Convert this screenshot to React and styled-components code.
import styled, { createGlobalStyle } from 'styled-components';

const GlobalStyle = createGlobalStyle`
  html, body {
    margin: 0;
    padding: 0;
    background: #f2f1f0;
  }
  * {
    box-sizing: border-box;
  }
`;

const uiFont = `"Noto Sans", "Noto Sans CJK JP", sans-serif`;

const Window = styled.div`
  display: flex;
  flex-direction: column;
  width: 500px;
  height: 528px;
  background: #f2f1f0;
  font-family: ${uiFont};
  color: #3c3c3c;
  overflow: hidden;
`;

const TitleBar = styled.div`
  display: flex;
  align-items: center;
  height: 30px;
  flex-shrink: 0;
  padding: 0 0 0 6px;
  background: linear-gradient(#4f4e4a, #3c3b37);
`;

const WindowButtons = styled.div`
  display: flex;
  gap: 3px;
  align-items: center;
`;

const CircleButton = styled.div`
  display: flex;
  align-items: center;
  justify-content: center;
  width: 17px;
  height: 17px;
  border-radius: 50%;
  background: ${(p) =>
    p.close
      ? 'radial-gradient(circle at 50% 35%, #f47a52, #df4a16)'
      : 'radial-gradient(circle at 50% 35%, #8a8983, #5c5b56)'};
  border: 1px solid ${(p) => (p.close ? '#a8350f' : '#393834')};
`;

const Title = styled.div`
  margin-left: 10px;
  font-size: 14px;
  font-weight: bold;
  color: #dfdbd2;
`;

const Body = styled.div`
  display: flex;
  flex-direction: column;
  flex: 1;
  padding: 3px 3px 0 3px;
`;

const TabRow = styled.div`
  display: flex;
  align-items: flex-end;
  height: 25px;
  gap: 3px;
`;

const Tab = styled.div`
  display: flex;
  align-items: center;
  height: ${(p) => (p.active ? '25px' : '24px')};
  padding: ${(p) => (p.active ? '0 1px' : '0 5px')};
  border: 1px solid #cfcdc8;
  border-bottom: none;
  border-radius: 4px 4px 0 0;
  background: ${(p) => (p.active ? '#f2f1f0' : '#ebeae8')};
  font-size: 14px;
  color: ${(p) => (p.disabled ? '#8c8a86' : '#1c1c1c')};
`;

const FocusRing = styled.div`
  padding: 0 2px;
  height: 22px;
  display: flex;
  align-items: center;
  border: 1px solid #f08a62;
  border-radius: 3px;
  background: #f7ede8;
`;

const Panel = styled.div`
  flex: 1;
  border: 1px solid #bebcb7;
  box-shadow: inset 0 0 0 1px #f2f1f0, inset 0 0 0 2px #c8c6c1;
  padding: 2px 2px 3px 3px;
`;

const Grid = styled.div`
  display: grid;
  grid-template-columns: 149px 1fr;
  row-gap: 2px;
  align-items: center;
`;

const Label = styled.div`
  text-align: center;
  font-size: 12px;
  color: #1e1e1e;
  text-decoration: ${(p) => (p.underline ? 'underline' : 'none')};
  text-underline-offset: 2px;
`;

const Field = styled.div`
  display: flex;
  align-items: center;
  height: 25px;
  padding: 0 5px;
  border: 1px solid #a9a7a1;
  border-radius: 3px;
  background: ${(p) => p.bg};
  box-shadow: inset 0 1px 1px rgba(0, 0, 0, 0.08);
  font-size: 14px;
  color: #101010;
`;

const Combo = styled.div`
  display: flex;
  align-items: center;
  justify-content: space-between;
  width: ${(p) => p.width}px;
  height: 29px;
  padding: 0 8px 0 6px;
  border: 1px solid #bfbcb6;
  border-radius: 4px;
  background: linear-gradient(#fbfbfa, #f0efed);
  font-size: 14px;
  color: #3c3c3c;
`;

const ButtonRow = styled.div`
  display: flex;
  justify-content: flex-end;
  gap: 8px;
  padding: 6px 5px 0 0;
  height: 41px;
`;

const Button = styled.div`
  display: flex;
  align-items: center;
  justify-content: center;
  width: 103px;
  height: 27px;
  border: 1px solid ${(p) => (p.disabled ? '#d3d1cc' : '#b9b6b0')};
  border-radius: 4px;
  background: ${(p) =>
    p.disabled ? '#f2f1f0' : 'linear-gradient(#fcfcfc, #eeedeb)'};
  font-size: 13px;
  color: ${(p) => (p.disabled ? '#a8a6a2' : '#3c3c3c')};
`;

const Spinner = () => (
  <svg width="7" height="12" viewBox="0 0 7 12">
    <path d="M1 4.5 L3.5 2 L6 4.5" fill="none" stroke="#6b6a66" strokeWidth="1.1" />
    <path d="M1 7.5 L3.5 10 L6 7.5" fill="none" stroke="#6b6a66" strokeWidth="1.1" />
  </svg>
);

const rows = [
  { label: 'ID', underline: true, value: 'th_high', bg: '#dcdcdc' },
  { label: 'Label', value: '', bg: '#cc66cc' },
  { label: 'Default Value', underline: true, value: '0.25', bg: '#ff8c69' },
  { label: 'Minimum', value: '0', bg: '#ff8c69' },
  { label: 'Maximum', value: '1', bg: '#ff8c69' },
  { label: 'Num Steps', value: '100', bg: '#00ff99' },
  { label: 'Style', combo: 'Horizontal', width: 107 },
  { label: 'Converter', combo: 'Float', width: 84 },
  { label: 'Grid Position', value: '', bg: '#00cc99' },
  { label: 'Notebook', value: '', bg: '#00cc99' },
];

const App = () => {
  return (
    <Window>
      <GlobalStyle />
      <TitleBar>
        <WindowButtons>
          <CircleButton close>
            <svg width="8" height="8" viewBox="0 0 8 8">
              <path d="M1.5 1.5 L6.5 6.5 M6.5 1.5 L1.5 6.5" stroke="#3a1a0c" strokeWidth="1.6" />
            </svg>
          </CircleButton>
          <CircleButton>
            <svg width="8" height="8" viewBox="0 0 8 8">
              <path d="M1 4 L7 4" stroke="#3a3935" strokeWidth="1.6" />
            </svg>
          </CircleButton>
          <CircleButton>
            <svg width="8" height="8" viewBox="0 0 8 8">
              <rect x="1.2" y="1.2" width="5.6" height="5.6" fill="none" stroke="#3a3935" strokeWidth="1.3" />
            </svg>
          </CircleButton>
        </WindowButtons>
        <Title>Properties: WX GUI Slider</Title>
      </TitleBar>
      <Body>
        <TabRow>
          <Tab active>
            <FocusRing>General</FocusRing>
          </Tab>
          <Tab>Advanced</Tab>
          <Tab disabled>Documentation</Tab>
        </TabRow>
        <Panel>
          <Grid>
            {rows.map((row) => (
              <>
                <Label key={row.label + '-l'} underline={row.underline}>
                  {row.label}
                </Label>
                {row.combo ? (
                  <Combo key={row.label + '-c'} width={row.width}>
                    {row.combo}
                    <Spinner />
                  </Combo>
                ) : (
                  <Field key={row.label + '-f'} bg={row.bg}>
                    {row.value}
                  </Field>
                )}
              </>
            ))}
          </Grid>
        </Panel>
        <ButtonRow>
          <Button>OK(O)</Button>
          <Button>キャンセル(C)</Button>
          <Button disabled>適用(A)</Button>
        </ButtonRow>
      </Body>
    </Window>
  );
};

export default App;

--

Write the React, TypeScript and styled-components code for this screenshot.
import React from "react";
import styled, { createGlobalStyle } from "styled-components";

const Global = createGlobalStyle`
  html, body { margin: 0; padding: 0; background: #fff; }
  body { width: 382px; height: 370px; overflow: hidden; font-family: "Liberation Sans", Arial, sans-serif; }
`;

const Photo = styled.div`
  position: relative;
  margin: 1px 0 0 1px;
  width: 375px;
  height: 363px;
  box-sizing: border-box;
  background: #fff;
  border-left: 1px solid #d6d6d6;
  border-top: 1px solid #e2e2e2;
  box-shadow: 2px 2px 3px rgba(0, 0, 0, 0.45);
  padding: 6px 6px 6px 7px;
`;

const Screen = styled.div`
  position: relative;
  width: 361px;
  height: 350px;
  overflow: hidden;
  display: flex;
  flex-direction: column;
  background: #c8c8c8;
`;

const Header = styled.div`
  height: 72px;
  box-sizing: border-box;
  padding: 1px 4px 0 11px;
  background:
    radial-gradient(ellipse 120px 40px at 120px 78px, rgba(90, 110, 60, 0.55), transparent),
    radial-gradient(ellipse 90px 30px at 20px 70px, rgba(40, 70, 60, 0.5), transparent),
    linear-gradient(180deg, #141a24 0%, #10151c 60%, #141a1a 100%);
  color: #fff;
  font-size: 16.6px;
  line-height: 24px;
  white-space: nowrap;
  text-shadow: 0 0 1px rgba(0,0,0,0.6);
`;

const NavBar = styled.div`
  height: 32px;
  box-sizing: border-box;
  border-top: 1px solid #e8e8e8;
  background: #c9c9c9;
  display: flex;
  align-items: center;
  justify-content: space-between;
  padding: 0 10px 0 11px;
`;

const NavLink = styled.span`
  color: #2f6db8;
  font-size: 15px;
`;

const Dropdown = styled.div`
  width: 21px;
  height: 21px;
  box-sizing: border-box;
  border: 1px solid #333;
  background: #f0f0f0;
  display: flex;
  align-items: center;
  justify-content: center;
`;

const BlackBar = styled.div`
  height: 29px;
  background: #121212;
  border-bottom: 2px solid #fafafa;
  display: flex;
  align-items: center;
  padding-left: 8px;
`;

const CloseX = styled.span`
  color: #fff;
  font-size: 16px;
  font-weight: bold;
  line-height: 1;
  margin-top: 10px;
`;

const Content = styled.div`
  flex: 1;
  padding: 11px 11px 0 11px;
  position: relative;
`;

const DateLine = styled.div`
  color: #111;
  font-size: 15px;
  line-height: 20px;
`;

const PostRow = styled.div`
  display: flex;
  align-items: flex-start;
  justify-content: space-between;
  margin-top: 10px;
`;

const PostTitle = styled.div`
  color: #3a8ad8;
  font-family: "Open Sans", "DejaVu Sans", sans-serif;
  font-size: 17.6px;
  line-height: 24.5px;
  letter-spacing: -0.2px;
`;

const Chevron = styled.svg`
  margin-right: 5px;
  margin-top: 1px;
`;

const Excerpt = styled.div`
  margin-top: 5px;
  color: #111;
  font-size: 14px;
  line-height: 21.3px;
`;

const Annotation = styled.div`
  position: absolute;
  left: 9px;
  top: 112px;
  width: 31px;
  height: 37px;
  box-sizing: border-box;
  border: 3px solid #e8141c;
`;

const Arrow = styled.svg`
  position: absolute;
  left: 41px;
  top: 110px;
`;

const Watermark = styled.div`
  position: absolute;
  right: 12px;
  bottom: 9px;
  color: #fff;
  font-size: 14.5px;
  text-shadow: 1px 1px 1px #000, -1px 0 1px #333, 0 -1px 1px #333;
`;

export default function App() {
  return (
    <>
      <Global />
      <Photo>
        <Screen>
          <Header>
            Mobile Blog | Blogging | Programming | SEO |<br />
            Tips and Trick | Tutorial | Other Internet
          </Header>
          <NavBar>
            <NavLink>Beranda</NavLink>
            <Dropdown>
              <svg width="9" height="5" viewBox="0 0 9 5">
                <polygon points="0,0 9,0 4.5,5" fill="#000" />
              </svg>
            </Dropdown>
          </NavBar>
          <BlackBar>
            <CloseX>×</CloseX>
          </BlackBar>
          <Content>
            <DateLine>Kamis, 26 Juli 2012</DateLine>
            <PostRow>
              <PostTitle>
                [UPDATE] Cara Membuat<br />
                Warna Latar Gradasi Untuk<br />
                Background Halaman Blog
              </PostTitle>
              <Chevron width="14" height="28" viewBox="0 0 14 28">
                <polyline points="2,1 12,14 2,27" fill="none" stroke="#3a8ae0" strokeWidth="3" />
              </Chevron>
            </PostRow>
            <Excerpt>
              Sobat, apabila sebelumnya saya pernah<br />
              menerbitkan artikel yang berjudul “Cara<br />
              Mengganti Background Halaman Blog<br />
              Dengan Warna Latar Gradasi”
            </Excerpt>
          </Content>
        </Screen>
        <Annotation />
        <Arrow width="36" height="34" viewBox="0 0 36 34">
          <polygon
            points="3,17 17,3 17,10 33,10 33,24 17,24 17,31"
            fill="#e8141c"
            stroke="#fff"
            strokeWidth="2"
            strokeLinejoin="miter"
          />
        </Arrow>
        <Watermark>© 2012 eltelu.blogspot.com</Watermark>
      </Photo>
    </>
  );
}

==

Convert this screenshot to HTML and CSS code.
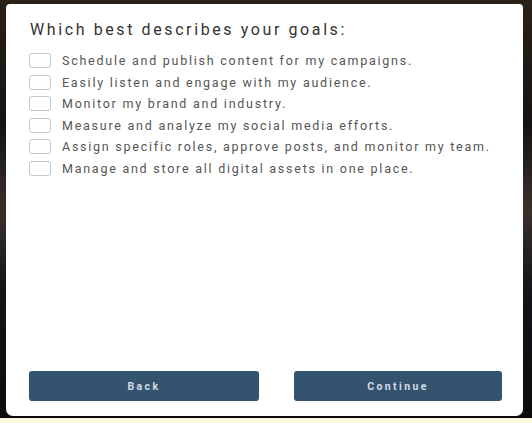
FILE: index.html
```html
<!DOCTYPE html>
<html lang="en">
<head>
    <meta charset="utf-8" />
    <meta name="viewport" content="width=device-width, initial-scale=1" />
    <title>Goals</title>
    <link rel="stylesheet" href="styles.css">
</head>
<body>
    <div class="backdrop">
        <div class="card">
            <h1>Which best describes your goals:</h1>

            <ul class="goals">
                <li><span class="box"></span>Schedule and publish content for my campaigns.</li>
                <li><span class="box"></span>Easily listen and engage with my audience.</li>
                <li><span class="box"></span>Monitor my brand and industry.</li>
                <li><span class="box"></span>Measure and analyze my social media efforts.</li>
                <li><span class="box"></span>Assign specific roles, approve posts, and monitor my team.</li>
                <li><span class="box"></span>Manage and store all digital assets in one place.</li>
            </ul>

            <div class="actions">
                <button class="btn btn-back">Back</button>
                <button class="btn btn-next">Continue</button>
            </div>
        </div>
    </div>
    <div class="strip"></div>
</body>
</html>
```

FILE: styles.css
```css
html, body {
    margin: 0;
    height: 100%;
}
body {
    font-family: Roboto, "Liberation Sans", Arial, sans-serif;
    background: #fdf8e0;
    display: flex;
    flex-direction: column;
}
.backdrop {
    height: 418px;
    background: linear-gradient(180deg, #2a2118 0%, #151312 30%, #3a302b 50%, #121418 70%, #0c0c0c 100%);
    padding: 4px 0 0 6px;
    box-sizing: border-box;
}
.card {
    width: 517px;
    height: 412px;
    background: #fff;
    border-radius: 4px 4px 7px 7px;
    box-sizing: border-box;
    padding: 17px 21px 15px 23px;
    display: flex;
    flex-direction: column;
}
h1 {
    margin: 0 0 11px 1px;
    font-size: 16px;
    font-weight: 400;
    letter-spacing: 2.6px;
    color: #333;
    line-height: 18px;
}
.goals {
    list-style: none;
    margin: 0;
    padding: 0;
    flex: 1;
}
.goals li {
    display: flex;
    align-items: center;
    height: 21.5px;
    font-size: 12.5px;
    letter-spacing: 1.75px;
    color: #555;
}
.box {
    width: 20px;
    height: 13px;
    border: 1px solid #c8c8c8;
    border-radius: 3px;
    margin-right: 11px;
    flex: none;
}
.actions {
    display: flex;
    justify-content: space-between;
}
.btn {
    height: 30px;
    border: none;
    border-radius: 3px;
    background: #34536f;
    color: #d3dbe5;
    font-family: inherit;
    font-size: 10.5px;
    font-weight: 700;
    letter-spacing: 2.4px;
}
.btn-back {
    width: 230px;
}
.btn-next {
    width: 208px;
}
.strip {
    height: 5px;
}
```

• _Stated goal_
Go over the records above and tally each line that includes "code". Give the total by itself.

• _Result_
3